C'est un Mocky sombre et désabusé, où l'auteur, après "Solo" et avant "un linceul n'a pas de poches", rejette la société française, son état policier, ses politiciens démagos et corrompus. Sa vision de toujours en somme. Moins révolutionnaire ou anarchiste que nihiliste, Mocky raconte la cavale d'un prisonnier évadé, condamné pour le meurtre d'une policier, dont le destin sera, on l'imagine au ton amer qui est celui du film et de son personnage principal, dramatique.
Evitant les barrages, Steff Tassel tente de gagner la frontière avec une otage qui, coincidence utile, est la fille d'un politicien en campagne électorale.
Le problème du film, c'est que le propos de Mocky n'est guère argumenté et s'exprime surtout à travers des personnages caricaturaux et des formules complaisantes et convenues. Lorsque le cinéaste, en d'autres occasions, joue la carte de l'humour satirique, il peut sans doute se les permettre. Dans "L'albatros", titre métaphorique pompeux qualifiant l'utopie libertaire du héros, la pauvreté et la maladresse du discours ne permettent pas qu'on lui porte un réel intérêt. D'autant que l'intrigue se signale, comme habituellement chez Mocky, par ses invraisemblances, ses raccourcis candides ou bâclés.

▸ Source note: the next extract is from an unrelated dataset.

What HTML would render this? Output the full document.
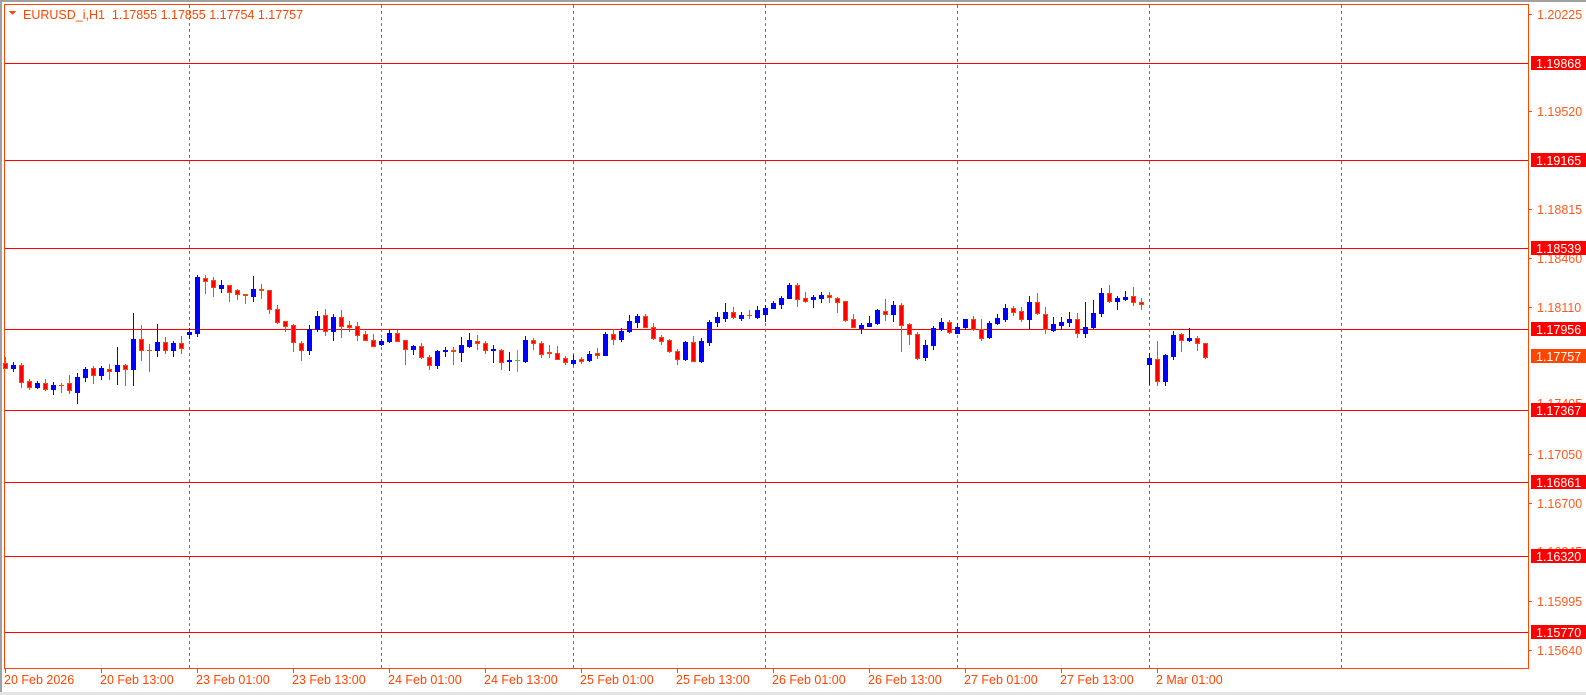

Tassel se pose en victime harcelée par la société, laquelle finira par gagner, sans qu'il ne se soit concilier la sympathie de sa jolie otage (Marion Game). Quelle idée de liberté Mocky défend-il? Que dit-il des moeurs politiques ou méthodes policières qu'on ne sache déjà? Je préfère, pour ma part, le Mocky insolent, le trublion, au Mocky sentencieux.